Citing an example, Islam said that in the year 2006 there was a major drought in the state and the state government had to provide pump sets and diesel to farmers, but in Baksa the farmers were not facing water crisis.

“We found that many of the farmers in the Baksa district were not being affected as a result of the drought, as they were getting water through this system,” said Islam.

Following requests from the villagers and the civil society groups, headed by GVM, the Bodoland Autonomous Council, under which the Baksa district falls, has built sluice gates to help regulate the flow of water in a better and coordinated manner.

“5-6 sluice gates are being built on the mouth of a few channels to help regulate the flow of water, but those are still under construction and will deliver good results after completion,” said Pritibhushan Deka, director of GVM.

As an icing on the cake for these farmers, GVM, with a grant from the Tata Trust, has further restored and institutionalized the irrigation network and the traditional wisdom in the past 4 year.

“Through community action over 183.7 kms of canals been restored through cleaning & dredging work, and the restoration work would benefit over 18,000 bigha of cultivable land,” said Deka.
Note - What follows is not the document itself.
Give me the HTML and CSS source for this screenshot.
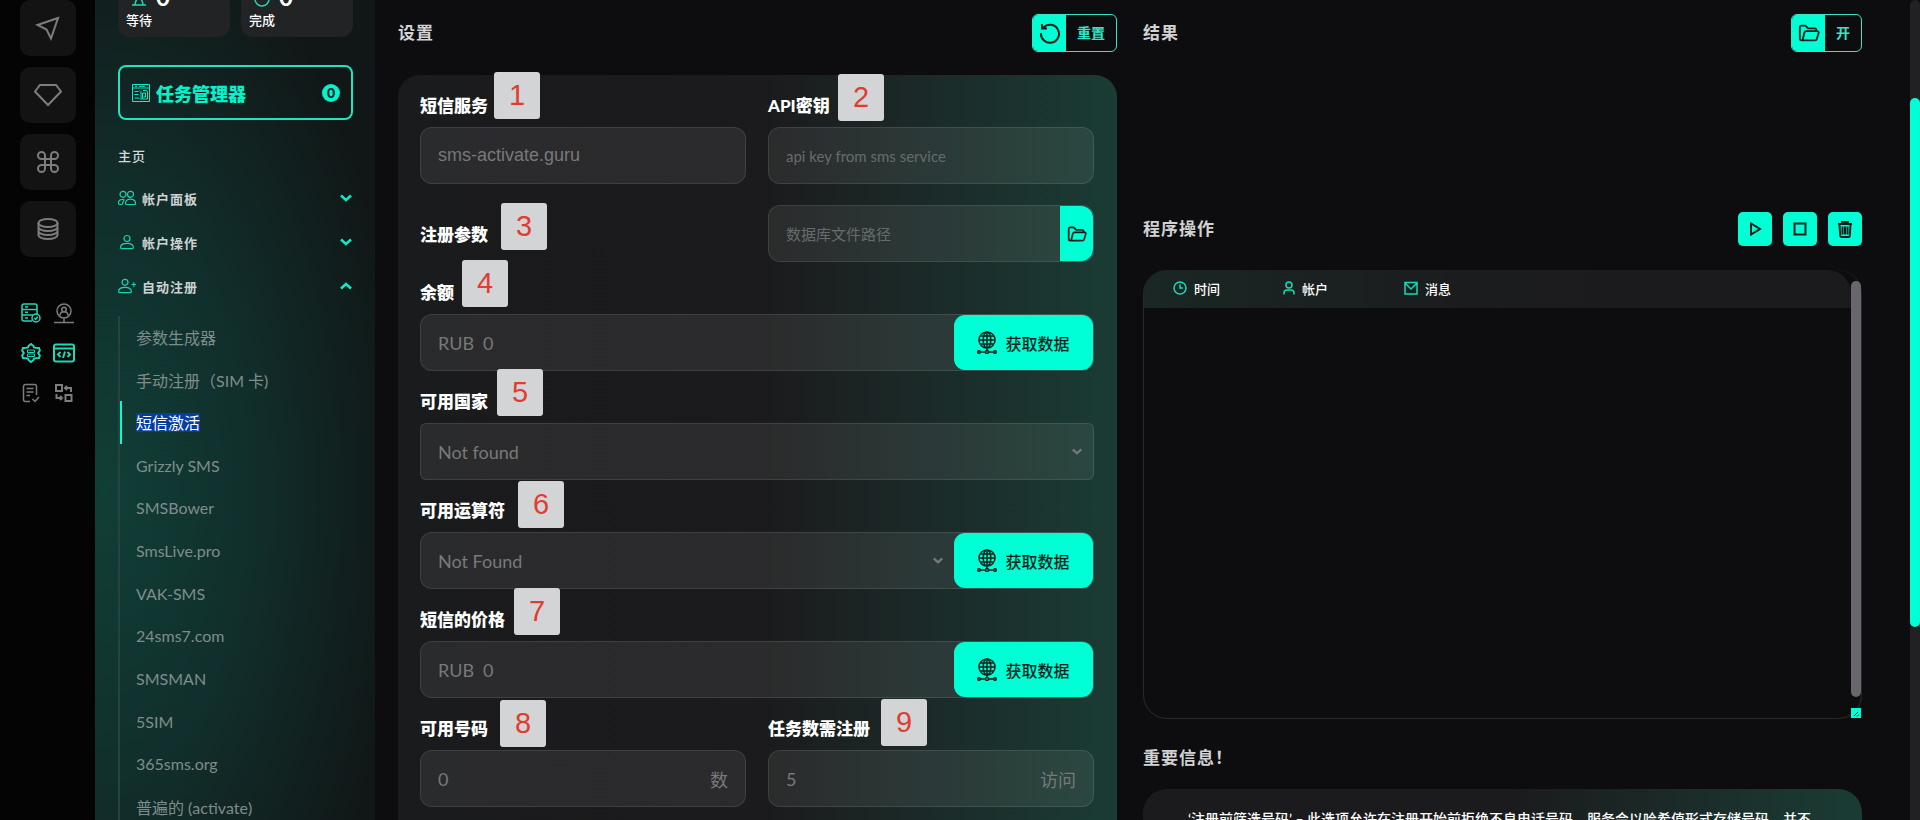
FILE: index.html
```html
<!DOCTYPE html>
<html lang="zh-CN">
<head>
    <meta charset="UTF-8">
    <meta name="viewport" content="width=device-width, initial-scale=1.0">
    <title>短信激活</title>
    <link rel="stylesheet" href="styles.css">
</head>
<body>
    <svg class="sprite" aria-hidden="true">
        <symbol id="i-folder" viewBox="0 0 24 24"><path d="M5 20H4a2 2 0 0 1-2-2V6a2 2 0 0 1 2-2h4l3 3h7a2 2 0 0 1 2 2v1M5 20l2-8.500a2 2 0 0 1 2-1.500h12a1.500 1.500 0 0 1 1.500 2L20.500 18.500a2 2 0 0 1-2 1.500H5z"/></symbol>
        <symbol id="i-down" viewBox="0 0 14 8"><path d="M2 1.500l5 4.500 5-4.500"/></symbol>
        <symbol id="i-up" viewBox="0 0 14 8"><path d="M2 6.500l5-4.500 5 4.500"/></symbol>
        <symbol id="i-user" viewBox="0 0 18 16"><circle cx="9" cy="4.500" r="3"/><path d="M2.600 13.600c0-3 2-4.300 6.400-4.300s6.400 1.300 6.400 4.300c0 .7-.5 1-1 1H3.600c-.5 0-1-.3-1-1z"/></symbol>
        <symbol id="i-globe" viewBox="0 0 20 23"><circle cx="10" cy="9" r="8"/><ellipse cx="10" cy="9" rx="3.800" ry="8"/><path d="M10 1v18.500M2 9h16M3.200 5h13.600M3.200 13h13.600M3.300 21h5.200M11.500 21h5.200"/><circle cx="2" cy="21" r="1.300"/><circle cx="10" cy="21" r="1.500"/><circle cx="18" cy="21" r="1.300"/></symbol>
    </svg>

    <div class="app">
        <nav class="rail">
            <a class="tile" href="#" aria-label="发送"><svg class="icon" width="26" height="26" viewBox="0 0 26 26"><path d="M23 3L2.500 10l9 4.500L16 23.500z"/></svg></a>
            <a class="tile" href="#" aria-label="高级"><svg class="icon" width="28" height="24" viewBox="0 0 28 24"><path d="M6 2h16l5 6.500L14 22 1 8.500z"/></svg></a>
            <a class="tile" href="#" aria-label="命令"><svg class="icon" width="22" height="22" viewBox="0 0 22 22"><path d="M8 8V4.500A3.500 3.500 0 1 0 4.500 8h13A3.500 3.500 0 1 0 14 4.500v13a3.500 3.500 0 1 0 3.500-3.500h-13A3.500 3.500 0 1 0 8 17.500z"/></svg></a>
            <a class="tile" href="#" aria-label="数据库"><svg class="icon" width="22" height="24" viewBox="0 0 22 24"><ellipse cx="11" cy="6" rx="9.500" ry="4"/><path d="M1.500 6v12c0 2.200 4 4 9.500 4s9.500-1.800 9.500-4V6M1.500 10c0 2.200 4 4 9.500 4s9.500-1.800 9.500-4M1.500 14c0 2.200 4 4 9.500 4s9.500-1.800 9.500-4"/></svg></a>

            <div class="tools">
                <svg class="icon on" width="20" height="20" viewBox="0 0 20 20"><path d="M11 18H3a2 2 0 0 1-2-2V3a2 2 0 0 1 2-2h11a2 2 0 0 1 2 2v8M1 6.500h15M1 12h11M4 4h3M4 9.300h3M4 15h3"/><circle cx="15" cy="15" r="4"/><path d="M13.300 15l1.300 1.300 2.200-2.500"/></svg>
                <svg class="icon" width="20" height="21" viewBox="0 0 20 21"><circle cx="10" cy="8" r="7"/><circle cx="10" cy="6.500" r="2.300"/><path d="M6 12.500c0-5 8-5 8 0M10 15v4M0 19.500h20M8.500 19.500h3"/></svg>
                <svg class="icon on thick" width="20" height="20" viewBox="0 0 20 20"><path d="M7.500 3L10 1l2.500 2 .5 1.500 1.500.3L18 5l.8 2.500L17.200 10l1.600 2.500L18 15l-3.500.2-1.500.3-.5 1.500L10 19l-2.500-2-.5-1.500-1.500-.3L2 15l-.8-2.500L2.800 10 1.200 7.500 2 5l3.500-.2L7 4.500z"/><path class="fine" d="M6.500 7h7v2.500h-7zM6.500 11h7v2.500h-7z"/></svg>
                <svg class="icon on thick" width="22" height="20" viewBox="0 0 22 20"><rect x="1" y="1.500" width="20" height="17" rx="2"/><path d="M1 5.500h20M7.500 9L5 11.500 7.500 14M14.500 9l2.500 2.500-2.500 2.500M12 8.500L10 15"/></svg>
                <svg class="icon" width="20" height="20" viewBox="0 0 20 20"><path d="M9 18.500H4.500a2 2 0 0 1-2-2v-13a2 2 0 0 1 2-2h9a2 2 0 0 1 2 2V12M5.500 5.500h7M5.500 9h7M5.500 12.500H9M11.500 16l2.500 2.500 4-4.500"/></svg>
                <svg class="icon thick" width="20" height="20" viewBox="0 0 20 20"><path d="M2 2h6v6H2zM11.500 12h6v6h-6zM11 5h6v4M13 3l-2 2 2 2M2.500 11v4h5M6 13l2 2-2 2"/></svg>
            </div>
        </nav>

        <aside class="sidebar">
            <div class="cards">
                <div class="card">
                    <div class="card-top"><svg class="icon" width="18" height="20" viewBox="0 0 18 20"><path d="M2 2h14M2 18h14M5 2c0 9 8 7 8 16M13 2c0 9-8 7-8 16"/></svg><b>0</b></div>
                    等待
                </div>
                <div class="card">
                    <div class="card-top"><svg class="icon" width="18" height="20" viewBox="0 0 18 20"><circle cx="9" cy="12" r="7"/></svg><b>0</b></div>
                    完成
                </div>
            </div>

            <button class="task-manager" type="button">
                <svg class="icon" width="18" height="18" viewBox="0 0 18 18"><path d="M.5.500h17v17H.5zM.5 4h17M3 2.300h2M7 2.300h6M2.500 7.500h4l1-1M2.500 10.500h4M2.500 14h4l1 1M9 7v9M11 6.500h3.500l1 1.500v7h-5V9h3v4h-2"/></svg>
                <span>任务管理器</span>
                <b class="count">0</b>
            </button>

            <h2 class="menu-title">主页</h2>
            <button class="group" type="button">
                <svg class="icon" width="18" height="16" viewBox="0 0 18 16"><circle cx="5" cy="4.300" r="3"/><circle cx="12.500" cy="4.300" r="3"/><path d="M7.500 13.500c0-3 2-4.300 5-4.300s5 1.300 5 4.300c0 .7-.5 1-1 1h-8c-.5 0-1-.3-1-1zM6.500 9.300C2.500 9 .5 10.500.5 13c0 1 .4 1.500 1.200 1.500H4L6 10"/></svg>
                <span>帐户面板</span>
                <svg class="icon chevron" width="14" height="8"><use href="#i-down"/></svg>
            </button>
            <button class="group" type="button">
                <svg class="icon" width="18" height="16"><use href="#i-user"/></svg>
                <span>帐户操作</span>
                <svg class="icon chevron" width="14" height="8"><use href="#i-down"/></svg>
            </button>
            <button class="group" type="button">
                <svg class="icon" width="18" height="16" viewBox="0 0 18 16"><circle cx="7" cy="4.300" r="3"/><path d="M.6 13.600c0-3 2-4.300 6.400-4.300s6.400 1.300 6.400 4.300c0 .7-.5 1-1 1H1.600c-.5 0-1-.3-1-1zM13.500 6.500h4.500M15.800 4.300v4.500"/></svg>
                <span>自动注册</span>
                <svg class="icon chevron" width="14" height="8"><use href="#i-up"/></svg>
            </button>

            <ul class="submenu">
                <li><a href="#">参数生成器</a></li>
                <li><a href="#">手动注册（SIM 卡)</a></li>
                <li class="active"><a href="#"><mark>短信激活</mark></a></li>
                <li><a href="#">Grizzly SMS</a></li>
                <li><a href="#">SMSBower</a></li>
                <li><a href="#">SmsLive.pro</a></li>
                <li><a href="#">VAK-SMS</a></li>
                <li><a href="#">24sms7.com</a></li>
                <li><a href="#">SMSMAN</a></li>
                <li><a href="#">5SIM</a></li>
                <li><a href="#">365sms.org</a></li>
                <li><a href="#">普遍的 (activate)</a></li>
            </ul>
        </aside>

        <main class="content">
            <section class="column">
                <header class="head">
                    <h1>设置</h1>
                    <button class="split-button" type="button">
                        <span class="split-icon"><svg class="icon" width="22" height="22" viewBox="0 0 22 22"><path d="M4.500 5.500A9 9 0 1 1 2 11M3 2v4.500h5"/></svg></span>
                        <span class="split-text">重置</span>
                    </button>
                </header>

                <form class="panel">
                    <div class="row two">
                        <div class="field">
                            <label for="service">短信服务</label>
                            <div class="box"><input class="arial" id="service" type="text" value="sms-activate.guru" readonly></div>
                        </div>
                        <div class="field">
                            <label for="key">API密钥</label>
                            <div class="box"><input class="small" id="key" type="text" placeholder="api key from sms service"></div>
                        </div>
                    </div>

                    <div class="row two params">
                        <label for="path">注册参数</label>
                        <div class="box">
                            <input class="small" id="path" type="text" placeholder="数据库文件路径">
                            <button class="folder-button" type="button" aria-label="选择文件"><svg class="icon" width="22" height="20"><use href="#i-folder"/></svg></button>
                        </div>
                    </div>

                    <div class="field">
                        <label for="balance">余额</label>
                        <div class="box">
                            <span class="prefix">RUB</span>
                            <input id="balance" type="text" value="0" readonly>
                            <button class="fetch" type="button"><svg class="icon" width="20" height="23"><use href="#i-globe"/></svg>获取数据</button>
                        </div>
                    </div>

                    <div class="field">
                        <label for="country">可用国家</label>
                        <div class="box square">
                            <select id="country"><option>Not found</option></select>
                            <svg class="icon caret" width="12" height="7"><use href="#i-down"/></svg>
                        </div>
                    </div>

                    <div class="field">
                        <label for="operator">可用运算符</label>
                        <div class="box">
                            <select id="operator"><option>Not Found</option></select>
                            <svg class="icon caret" width="12" height="7"><use href="#i-down"/></svg>
                            <button class="fetch" type="button"><svg class="icon" width="20" height="23"><use href="#i-globe"/></svg>获取数据</button>
                        </div>
                    </div>

                    <div class="field">
                        <label for="price">短信的价格</label>
                        <div class="box">
                            <span class="prefix">RUB</span>
                            <input id="price" type="text" value="0" readonly>
                            <button class="fetch" type="button"><svg class="icon" width="20" height="23"><use href="#i-globe"/></svg>获取数据</button>
                        </div>
                    </div>

                    <div class="row two">
                        <div class="field">
                            <label for="numbers">可用号码</label>
                            <div class="box"><input id="numbers" type="text" value="0"><span class="suffix">数</span></div>
                        </div>
                        <div class="field">
                            <label for="tasks">任务数需注册</label>
                            <div class="box"><input id="tasks" type="text" value="5"><span class="suffix">访问</span></div>
                        </div>
                    </div>

                    <!-- numbered notes over the form -->
                    <span class="note note-1">1</span>
                    <span class="note note-2">2</span>
                    <span class="note note-3">3</span>
                    <span class="note note-4">4</span>
                    <span class="note note-5">5</span>
                    <span class="note note-6">6</span>
                    <span class="note note-7">7</span>
                    <span class="note note-8">8</span>
                    <span class="note note-9">9</span>
                </form>
            </section>

            <section class="column">
                <header class="head result-head">
                    <h1>结果</h1>
                    <button class="split-button" type="button">
                        <span class="split-icon"><svg class="icon" width="22" height="22"><use href="#i-folder"/></svg></span>
                        <span class="split-text">开</span>
                    </button>
                </header>

                <header class="head">
                    <h1>程序操作</h1>
                    <div class="actions">
                        <button type="button" aria-label="开始"><svg class="icon" width="14" height="14" viewBox="0 0 14 14"><path d="M3 1.500v11L12 7z"/></svg></button>
                        <button type="button" aria-label="停止"><svg class="icon" width="14" height="14" viewBox="0 0 14 14"><path d="M1.500 1.500h11v11h-11z"/></svg></button>
                        <button type="button" aria-label="删除"><svg class="icon" width="16" height="18" viewBox="0 0 16 18"><path d="M1 4h14M5 4V2h6v2M2.500 4.500l.7 11a1.500 1.500 0 0 0 1.500 1.500h6.600a1.500 1.500 0 0 0 1.500-1.500l.7-11M5.500 6.500v8M8 6.500v8M10.500 6.500v8"/></svg></button>
                    </div>
                </header>

                <div class="log-wrap">
                    <div class="log">
                        <table>
                            <thead>
                                <tr>
                                    <th class="col-time"><span><svg class="icon" width="14" height="14" viewBox="0 0 14 14"><circle cx="7" cy="7" r="6"/><path d="M7 3.500V7h3"/></svg>时间</span></th>
                                    <th class="col-user"><span><svg class="icon" width="12" height="14" viewBox="0 0 12 14"><circle cx="6" cy="4" r="3"/><path d="M1 13.500V12c0-2 1.500-3 3-3h4c1.500 0 3 1 3 3v1.500"/></svg>帐户</span></th>
                                    <th><span><svg class="icon" width="14" height="14" viewBox="0 0 14 14"><path d="M1 1.500h12v11.500H1zM1 2l6 6 6-6"/></svg>消息</span></th>
                                </tr>
                            </thead>
                        </table>
                    </div>
                    <div class="log-bar"></div>
                    <div class="log-grip"><svg class="icon" width="10" height="10" viewBox="0 0 10 10"><path d="M3 8l4-4M6 8.500L8 6.500"/></svg></div>
                </div>

                <h1 class="info-title">重要信息！</h1>
                <div class="info">
                    <p>‘注册前筛选号码’ – 此选项允许在注册开始前拒绝不良电话号码，服务会以哈希值形式存储号码，并不</p>
                </div>
            </section>
        </main>

        <div class="page-bar"><div class="page-thumb"></div></div>
    </div>
</body>
</html>
```
FILE: styles.css
```css
* {
    box-sizing: border-box;
}

body {
    margin: 0;
    background-color: #0d0d10;
    color: #fff;
    font-family: Lato, 'Noto Sans CJK SC', sans-serif;
    font-size: 16px;
}

h1, h2, p, ul {
    margin: 0;
    padding: 0;
}

button, input, select {
    font-family: inherit;
    border: none;
    background: none;
    padding: 0;
    margin: 0;
    color: inherit;
}

button {
    cursor: pointer;
}

a {
    color: inherit;
    text-decoration: none;
}

.sprite {
    position: absolute;
    width: 0;
    height: 0;
}

.icon {
    fill: none;
    stroke: currentColor;
    stroke-width: 1.5;
    flex: none;
}

.app {
    display: flex;
    height: 100vh;
    overflow: hidden;
}

/* left rail */
.rail {
    width: 95px;
    flex: none;
    display: flex;
    flex-direction: column;
    align-items: flex-start;
    gap: 11px;
    padding-left: 20px;
    background-color: #040404;
    color: #7d7d7d;
}

.tile {
    width: 56px;
    height: 56px;
    flex: none;
    display: flex;
    justify-content: center;
    align-items: center;
    border-radius: 10px;
    background-color: #131313;
}

.tile .icon {
    stroke-width: 2;
}

.tools {
    display: grid;
    grid-template-columns: 22px 22px;
    grid-auto-rows: 22px;
    gap: 18px 11px;
    place-items: center;
    margin-top: 34px;
}

.tools .on {
    color: #1fd8b6;
}

.tools .thick {
    stroke-width: 2;
}

.tools .fine {
    stroke-width: 1;
}

/* sidebar */
.sidebar {
    width: 280px;
    flex: none;
    padding: 0 22px 0 23px;
    background: radial-gradient(ellipse 300px 600px at 10px 60%, #103f37 0%, #112e2b 50%, #111717 100%);
}

.cards {
    display: grid;
    grid-template-columns: 1fr 1fr;
    gap: 11px;
    margin-top: -32px;
}

.card {
    padding: 16px 8px 7px;
    border-radius: 12px;
    background-color: #212325;
    font-size: 13px;
    font-weight: 500;
    line-height: 20px;
}

.card-top {
    display: flex;
    align-items: center;
    gap: 8px;
    height: 26px;
    padding-left: 4px;
    color: #1fd8b6;
}

.card-top b {
    color: #fff;
    font-size: 24px;
    line-height: 26px;
}

.task-manager {
    display: flex;
    align-items: center;
    gap: 6px;
    width: 100%;
    height: 55px;
    margin-top: 28px;
    padding: 0 11px 0 12px;
    border: 2px solid #20e3c0;
    border-radius: 8px;
    color: #04f3cc;
    font-size: 18px;
    font-weight: 900;
}

.task-manager .icon {
    stroke-width: 1;
}

.count {
    width: 18px;
    height: 18px;
    margin-left: auto;
    border-radius: 50%;
    background-color: #04f3cc;
    color: #10201e;
    font-size: 14px;
    line-height: 18px;
    text-align: center;
}

.menu-title {
    margin: 26px 0 9px;
    color: #d5dad9;
    font-size: 13px;
    font-weight: 500;
    line-height: 21px;
    letter-spacing: 1px;
}

.group {
    display: flex;
    align-items: center;
    gap: 6px;
    width: 100%;
    height: 44px;
    color: #cdd3d2;
    font-size: 13px;
    font-weight: 700;
    letter-spacing: 1px;
}

.group .icon {
    color: #1fd0ad;
    stroke-width: 1.2;
}

.group .chevron {
    margin-left: auto;
    color: #10e8c4;
    stroke-width: 2.5;
}

.submenu {
    display: grid;
    grid-auto-rows: 1fr;
    height: 512px;
    margin-top: 8px;
    border-left: 2px solid #26433f;
    list-style: none;
    color: #7f8d8a;
}

.submenu li {
    display: flex;
    align-items: center;
    padding-left: 14px;
    border-left: 2px solid transparent;
}

.submenu .active {
    border-color: #00ffd5;
}

.submenu mark {
    background-color: #043e9f;
    color: #fff;
    line-height: 19px;
    display: block;
}

/* main area */
.content {
    flex: 1;
    display: grid;
    grid-template-columns: 1fr 1fr;
    gap: 26px;
    padding: 14px 48px 0 23px;
}

.column {
    display: flex;
    flex-direction: column;
    min-width: 0;
}

.head {
    display: flex;
    justify-content: space-between;
    align-items: center;
}

h1 {
    color: #d2d2d3;
    font-size: 17px;
    font-weight: 600;
    line-height: 24px;
    letter-spacing: 1px;
}

.split-button {
    display: flex;
    height: 38px;
    border: 1px solid #34e6c5;
    border-radius: 6px;
    overflow: hidden;
    color: #34e6c5;
    font-size: 14px;
    font-weight: 700;
}

.split-icon {
    display: flex;
    justify-content: center;
    align-items: center;
    width: 33px;
    height: 36px;
    background-color: #00ffd5;
    color: #08201c;
}

.split-icon .icon {
    stroke-width: 2;
}

.split-text {
    padding: 0 11px;
    line-height: 36px;
}

.panel {
    position: relative;
    display: flex;
    flex-direction: column;
    gap: 20px;
    margin-top: 23px;
    padding: 20px 23px 22px 22px;
    border-radius: 22px 22px 0 0;
    background: linear-gradient(90deg, #1a1b1c 0%, #1b1a1c 50%, #1b2b29 75%, #1a3c34 100%);
}

.two {
    display: grid;
    grid-template-columns: 1fr 1fr;
    gap: 22px;
}

.params {
    height: 58px;
    align-items: end;
}

.params label {
    align-self: end;
    margin-bottom: 16px;
}

.field {
    display: flex;
    flex-direction: column;
    gap: 10px;
}

label {
    font-size: 17px;
    font-weight: 900;
    line-height: 22px;
}

.box {
    display: flex;
    align-items: center;
    height: 57px;
    padding-left: 17px;
    border: 1px solid rgba(255, 255, 255, 0.1);
    border-radius: 12px;
    background-color: rgba(255, 255, 255, 0.07);
    color: #77797a;
    font-size: 18px;
}

.box.square {
    border-radius: 6px;
}

.box input, .box select {
    flex: 1;
    min-width: 0;
    height: 100%;
    font-size: 18px;
    outline: none;
    appearance: none;
}

.box .arial {
    font-family: 'Liberation Sans', sans-serif;
}

.box .small {
    font-size: 15px;
}

.box input::placeholder {
    color: #656d6c;
}

.prefix {
    margin-right: 9px;
}

.suffix {
    padding: 0 17px;
}

.caret {
    margin: 0 10px;
    stroke-width: 2.5;
}

.folder-button {
    display: flex;
    justify-content: center;
    align-items: center;
    width: 33px;
    height: 55px;
    border-radius: 0 12px 12px 0;
    background-color: #00ffd5;
    color: #08201c;
}

.folder-button .icon {
    stroke-width: 2;
}

.fetch {
    display: flex;
    justify-content: center;
    align-items: center;
    gap: 8px;
    width: 139px;
    height: 55px;
    border-radius: 11px;
    background-color: #00ffd5;
    color: #06231e;
    font-size: 16px;
    font-weight: 500;
}

.note {
    position: absolute;
    width: 46px;
    height: 47px;
    border-radius: 3px;
    background-color: #d3d4d5;
    color: #e03c31;
    font-family: 'Liberation Sans', sans-serif;
    font-size: 29px;
    line-height: 47px;
    text-align: center;
}

.note-1 { left: 96px; top: -3px; }
.note-2 { left: 440px; top: -1px; }
.note-3 { left: 103px; top: 128px; }
.note-4 { left: 64px; top: 185px; }
.note-5 { left: 99px; top: 294px; }
.note-6 { left: 120px; top: 406px; }
.note-7 { left: 116px; top: 513px; }
.note-8 { left: 102px; top: 625px; }
.note-9 { left: 483px; top: 624px; }

/* results */
.result-head {
    margin-bottom: 160px;
}

.actions {
    display: flex;
    gap: 11px;
}

.actions button {
    display: flex;
    justify-content: center;
    align-items: center;
    width: 34px;
    height: 34px;
    border-radius: 5px;
    background-color: #00ffd5;
    color: #08201c;
}

.actions .icon {
    stroke-width: 2;
}

.log-wrap {
    position: relative;
    margin-top: 24px;
}

.log {
    height: 449px;
    border: 1px solid #29292c;
    border-top: none;
    border-radius: 24px;
    overflow: hidden;
}

.log table {
    width: calc(100% - 10px);
    border-collapse: collapse;
    table-layout: fixed;
    border-radius: 0 24px 0 0;
    background: linear-gradient(90deg, #1a2724 0%, #1b1c1e 45%, #1b1a1d 100%);
}

.log th {
    height: 38px;
    padding: 0 0 2px;
    font-size: 13px;
    font-weight: 500;
    text-align: left;
}

.log th span {
    display: flex;
    align-items: center;
    gap: 7px;
}

.log th .icon {
    color: #17dbb6;
}

.log .col-time {
    width: 139px;
    padding-left: 29px;
}

.log .col-user {
    width: 121px;
}

.log-bar {
    position: absolute;
    top: 11px;
    right: 1px;
    width: 10px;
    height: 416px;
    border-radius: 5px;
    background-color: #69676b;
}

.log-grip {
    position: absolute;
    right: 1px;
    bottom: 1px;
    width: 10px;
    height: 10px;
    background-color: #00ffd5;
    color: #08201c;
}

.log-grip .icon {
    display: block;
    stroke-width: 1;
}

.info-title {
    margin: 27px 0 19px;
}

.info {
    flex: 1 0 auto;
    padding: 18px 30px 30px 45px;
    border-radius: 24px 24px 0 0;
    background: linear-gradient(90deg, #1b1b1d 0%, #1b1a1c 50%, #1b2b29 75%, #1a3c34 100%);
    font-size: 14px;
    font-weight: 500;
    line-height: 24px;
}

/* page scrollbar */
.page-bar {
    width: 10px;
    flex: none;
    padding-top: 98px;
    border-radius: 5px 5px 0 0;
    background-color: #212123;
}

.page-thumb {
    height: 529px;
    border-radius: 5px;
    background-color: #00ffd5;
}
```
According to Deka this has benefited over 32 thousand farmers and fisherman.

Deka further added that they have also formed a Central Canal Management Committee of Ghogra Jan (Canal) by giving exposure visits to the Dong Bandh Committees and have also formulated a constitution.

“The Central Canal management Committee was formed taking 21 executive members from all the Branch Canal management Committees. An amendable constitution is also formulated which would be followed by the Committee to resolve any problem regarding distribution of water,” added Deka.